(RxWiki News) As the Ebola outbreak continues in West Africa, health officials in the US are asking health care workers to prepare to act if the disease spreads.
The Centers for Disease Control and Prevention (CDC) released a checklist to help hospitals prepare for Ebola cases.
The virus has not spread to the US, but the CDC stressed that being prepared will be key in treating the virus if it does reach US soil.
"Keep up with disease outbreaks both in the US and abroad."
"While we are not aware of any domestic [Ebola virus disease (EVD)] cases (other than two American citizens who were medically evacuated to the United States), now is the time to prepare, as it is possible that individuals with EVD in West Africa may travel to the United States, exhibit signs and symptoms of EVD, and present to facilities," according to the checklist.
At the time of publication, four Americans have been treated for Ebola infection in the US. Two of those patients made a full recovery, while the other two are currently being treated.
The CDC checklist is meant to prepare health care workers to respond to EVD. EVD is an often fatal virus marked by fever and bleeding. It is spread through contact with infected bodily fluids.
Reuters reports that the current outbreak has killed more than 2,400 people in West Africa.
Although it says on its website that the current outbreak does not pose a major threat to the US, the CDC urges health care workers to be prepared.

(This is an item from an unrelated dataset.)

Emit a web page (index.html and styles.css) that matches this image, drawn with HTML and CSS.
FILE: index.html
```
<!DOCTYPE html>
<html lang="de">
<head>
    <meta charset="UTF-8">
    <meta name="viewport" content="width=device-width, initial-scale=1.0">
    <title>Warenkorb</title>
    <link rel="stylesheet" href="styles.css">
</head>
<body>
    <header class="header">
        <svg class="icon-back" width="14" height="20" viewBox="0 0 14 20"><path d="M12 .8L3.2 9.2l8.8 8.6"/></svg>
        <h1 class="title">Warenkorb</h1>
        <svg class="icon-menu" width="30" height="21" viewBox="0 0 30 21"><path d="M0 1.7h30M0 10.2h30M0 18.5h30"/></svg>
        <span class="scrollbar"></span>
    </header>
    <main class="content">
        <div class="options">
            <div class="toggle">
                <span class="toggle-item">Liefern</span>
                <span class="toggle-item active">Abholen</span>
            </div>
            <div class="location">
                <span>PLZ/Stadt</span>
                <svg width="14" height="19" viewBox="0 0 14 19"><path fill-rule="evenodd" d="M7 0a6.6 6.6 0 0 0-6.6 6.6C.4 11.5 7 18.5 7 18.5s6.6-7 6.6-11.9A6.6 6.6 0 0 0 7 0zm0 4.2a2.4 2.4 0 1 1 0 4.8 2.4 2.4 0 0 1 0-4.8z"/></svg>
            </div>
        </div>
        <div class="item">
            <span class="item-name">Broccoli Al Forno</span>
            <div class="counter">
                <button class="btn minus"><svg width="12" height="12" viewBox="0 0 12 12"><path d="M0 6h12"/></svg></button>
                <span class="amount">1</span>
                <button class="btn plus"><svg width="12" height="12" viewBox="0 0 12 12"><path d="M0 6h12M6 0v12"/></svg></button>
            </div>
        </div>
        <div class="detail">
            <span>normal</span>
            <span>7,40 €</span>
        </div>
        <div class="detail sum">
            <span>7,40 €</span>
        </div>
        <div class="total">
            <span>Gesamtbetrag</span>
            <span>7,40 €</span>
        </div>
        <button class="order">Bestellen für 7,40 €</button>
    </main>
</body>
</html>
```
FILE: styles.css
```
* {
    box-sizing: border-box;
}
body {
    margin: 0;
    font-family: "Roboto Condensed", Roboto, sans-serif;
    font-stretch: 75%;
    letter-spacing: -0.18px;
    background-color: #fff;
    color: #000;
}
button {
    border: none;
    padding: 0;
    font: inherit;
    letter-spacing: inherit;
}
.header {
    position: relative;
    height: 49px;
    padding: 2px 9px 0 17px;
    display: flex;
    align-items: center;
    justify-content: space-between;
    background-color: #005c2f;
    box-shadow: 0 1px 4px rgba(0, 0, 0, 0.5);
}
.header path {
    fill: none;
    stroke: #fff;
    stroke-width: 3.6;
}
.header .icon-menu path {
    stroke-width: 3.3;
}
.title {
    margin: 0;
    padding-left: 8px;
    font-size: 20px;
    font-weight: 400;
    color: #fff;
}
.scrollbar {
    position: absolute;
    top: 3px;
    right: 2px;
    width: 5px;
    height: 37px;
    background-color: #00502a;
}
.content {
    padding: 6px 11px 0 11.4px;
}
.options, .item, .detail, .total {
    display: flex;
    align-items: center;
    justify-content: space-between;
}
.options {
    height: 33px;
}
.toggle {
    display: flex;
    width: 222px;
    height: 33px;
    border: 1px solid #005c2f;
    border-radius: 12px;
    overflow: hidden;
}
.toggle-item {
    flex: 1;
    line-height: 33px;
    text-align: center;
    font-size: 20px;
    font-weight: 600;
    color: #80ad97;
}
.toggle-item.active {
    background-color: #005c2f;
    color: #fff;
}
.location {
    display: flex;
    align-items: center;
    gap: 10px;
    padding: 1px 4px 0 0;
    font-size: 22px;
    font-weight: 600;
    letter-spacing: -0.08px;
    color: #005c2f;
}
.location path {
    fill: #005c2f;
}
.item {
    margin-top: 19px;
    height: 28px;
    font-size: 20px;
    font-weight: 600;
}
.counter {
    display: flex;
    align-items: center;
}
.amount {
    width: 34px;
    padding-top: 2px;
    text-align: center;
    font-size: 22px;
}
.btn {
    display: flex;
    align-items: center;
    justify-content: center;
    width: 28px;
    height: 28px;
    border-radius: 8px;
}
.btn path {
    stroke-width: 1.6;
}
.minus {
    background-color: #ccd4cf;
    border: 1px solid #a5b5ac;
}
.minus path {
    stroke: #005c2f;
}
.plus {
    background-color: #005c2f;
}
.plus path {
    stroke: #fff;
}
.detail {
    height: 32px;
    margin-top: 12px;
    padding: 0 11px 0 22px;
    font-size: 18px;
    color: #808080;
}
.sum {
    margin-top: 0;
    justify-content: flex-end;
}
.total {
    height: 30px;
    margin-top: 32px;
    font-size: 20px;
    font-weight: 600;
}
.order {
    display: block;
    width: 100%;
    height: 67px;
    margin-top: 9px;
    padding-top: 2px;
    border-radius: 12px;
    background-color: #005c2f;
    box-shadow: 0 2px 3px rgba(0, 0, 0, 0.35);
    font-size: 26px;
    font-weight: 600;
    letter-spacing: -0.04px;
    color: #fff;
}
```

"The checklist provides practical and specific suggestions to ensure your hospital is able to detect possible EVD cases, protect your employees, and respond appropriately," the checklist says.
Among the many items in the checklist, the CDC says health care workers should "review infection control policies" and make "plans for administrative, environmental and communication measures, as well as personal protective equipment" to prepare.